▶ **Information shown**
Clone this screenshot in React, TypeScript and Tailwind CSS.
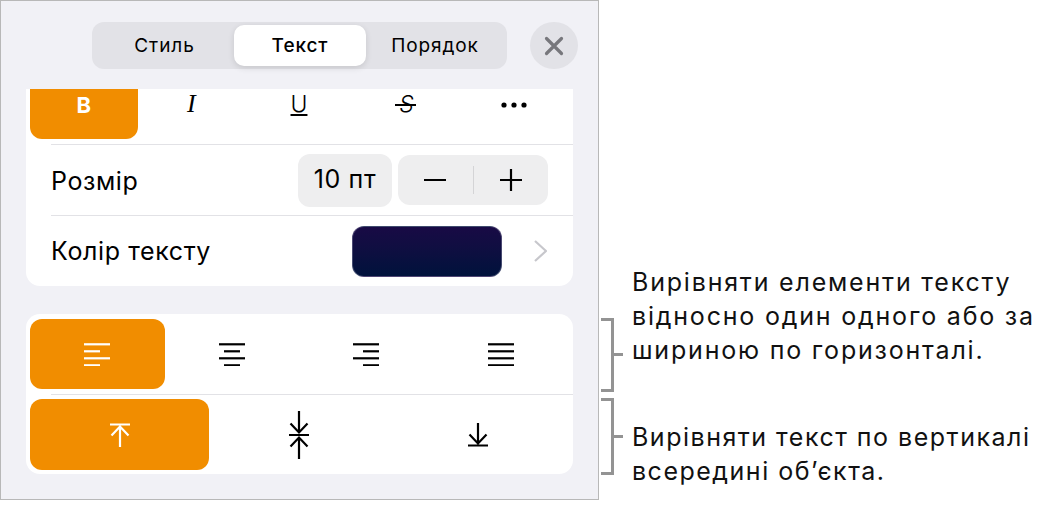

...

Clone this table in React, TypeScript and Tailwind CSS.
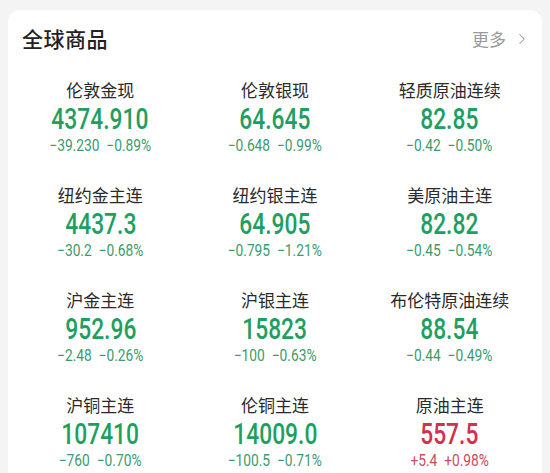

* * *

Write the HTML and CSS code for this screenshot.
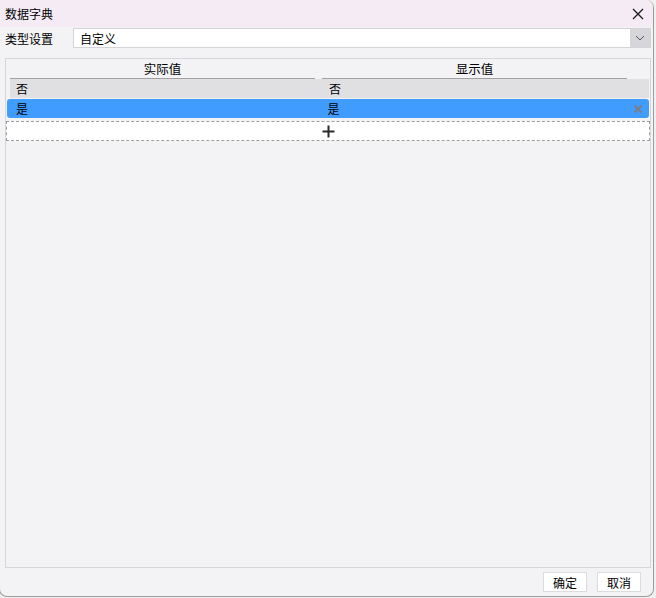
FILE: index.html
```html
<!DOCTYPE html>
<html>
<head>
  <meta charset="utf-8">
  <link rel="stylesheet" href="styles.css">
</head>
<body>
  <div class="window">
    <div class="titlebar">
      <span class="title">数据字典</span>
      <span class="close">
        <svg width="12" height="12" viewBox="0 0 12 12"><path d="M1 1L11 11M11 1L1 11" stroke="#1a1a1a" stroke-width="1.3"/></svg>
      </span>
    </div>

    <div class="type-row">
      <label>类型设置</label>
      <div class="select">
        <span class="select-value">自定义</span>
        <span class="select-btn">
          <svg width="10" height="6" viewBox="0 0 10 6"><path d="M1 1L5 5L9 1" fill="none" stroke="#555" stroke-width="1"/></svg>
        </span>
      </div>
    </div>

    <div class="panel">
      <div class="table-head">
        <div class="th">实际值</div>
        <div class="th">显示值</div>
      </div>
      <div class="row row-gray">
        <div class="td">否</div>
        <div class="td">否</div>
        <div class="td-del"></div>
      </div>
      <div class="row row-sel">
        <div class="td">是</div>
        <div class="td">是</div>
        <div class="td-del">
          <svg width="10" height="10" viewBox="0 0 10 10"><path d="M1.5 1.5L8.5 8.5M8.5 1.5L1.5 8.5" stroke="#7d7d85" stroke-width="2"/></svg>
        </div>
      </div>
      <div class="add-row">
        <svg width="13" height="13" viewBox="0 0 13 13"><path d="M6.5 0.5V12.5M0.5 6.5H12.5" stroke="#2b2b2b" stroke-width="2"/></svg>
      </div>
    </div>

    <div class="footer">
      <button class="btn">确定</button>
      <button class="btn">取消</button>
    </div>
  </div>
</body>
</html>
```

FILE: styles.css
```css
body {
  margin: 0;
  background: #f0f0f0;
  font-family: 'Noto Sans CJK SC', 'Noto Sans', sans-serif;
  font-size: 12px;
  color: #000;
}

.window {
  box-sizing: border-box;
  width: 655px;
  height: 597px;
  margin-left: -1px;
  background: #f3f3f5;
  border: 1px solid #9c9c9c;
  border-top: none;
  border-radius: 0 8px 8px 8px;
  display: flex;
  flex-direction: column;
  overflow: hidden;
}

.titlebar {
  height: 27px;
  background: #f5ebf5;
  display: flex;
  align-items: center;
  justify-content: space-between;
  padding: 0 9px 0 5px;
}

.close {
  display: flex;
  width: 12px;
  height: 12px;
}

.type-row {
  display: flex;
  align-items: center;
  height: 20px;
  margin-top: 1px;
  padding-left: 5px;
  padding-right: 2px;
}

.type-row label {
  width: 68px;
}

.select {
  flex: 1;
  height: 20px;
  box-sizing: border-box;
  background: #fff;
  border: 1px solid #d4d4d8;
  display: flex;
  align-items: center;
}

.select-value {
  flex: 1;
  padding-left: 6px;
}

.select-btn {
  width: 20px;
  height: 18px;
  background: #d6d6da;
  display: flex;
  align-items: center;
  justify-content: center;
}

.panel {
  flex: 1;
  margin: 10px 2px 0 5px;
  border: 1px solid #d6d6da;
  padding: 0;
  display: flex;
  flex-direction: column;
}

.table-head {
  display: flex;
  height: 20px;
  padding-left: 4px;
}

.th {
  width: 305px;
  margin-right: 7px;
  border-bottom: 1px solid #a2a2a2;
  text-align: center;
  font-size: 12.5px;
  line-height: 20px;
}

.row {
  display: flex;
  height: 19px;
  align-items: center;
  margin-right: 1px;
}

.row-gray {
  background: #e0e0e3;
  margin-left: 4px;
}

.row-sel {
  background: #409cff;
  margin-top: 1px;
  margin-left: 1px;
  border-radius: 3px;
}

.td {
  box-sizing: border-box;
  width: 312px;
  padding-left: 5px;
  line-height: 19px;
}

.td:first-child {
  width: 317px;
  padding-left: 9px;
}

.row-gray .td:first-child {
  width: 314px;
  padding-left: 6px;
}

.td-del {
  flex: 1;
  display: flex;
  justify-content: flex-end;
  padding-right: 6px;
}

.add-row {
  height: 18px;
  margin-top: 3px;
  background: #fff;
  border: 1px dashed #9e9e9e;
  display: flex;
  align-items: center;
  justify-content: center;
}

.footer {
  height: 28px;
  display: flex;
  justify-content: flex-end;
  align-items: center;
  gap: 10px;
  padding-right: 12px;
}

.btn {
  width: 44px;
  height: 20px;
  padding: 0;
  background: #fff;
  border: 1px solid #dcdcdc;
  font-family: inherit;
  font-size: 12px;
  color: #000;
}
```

▶ **Job**
Copy in full each line that holds the word "Tailwind".

▶ **Answer to this exercise**
Clone this screenshot in React, TypeScript and Tailwind CSS.
Clone this table in React, TypeScript and Tailwind CSS.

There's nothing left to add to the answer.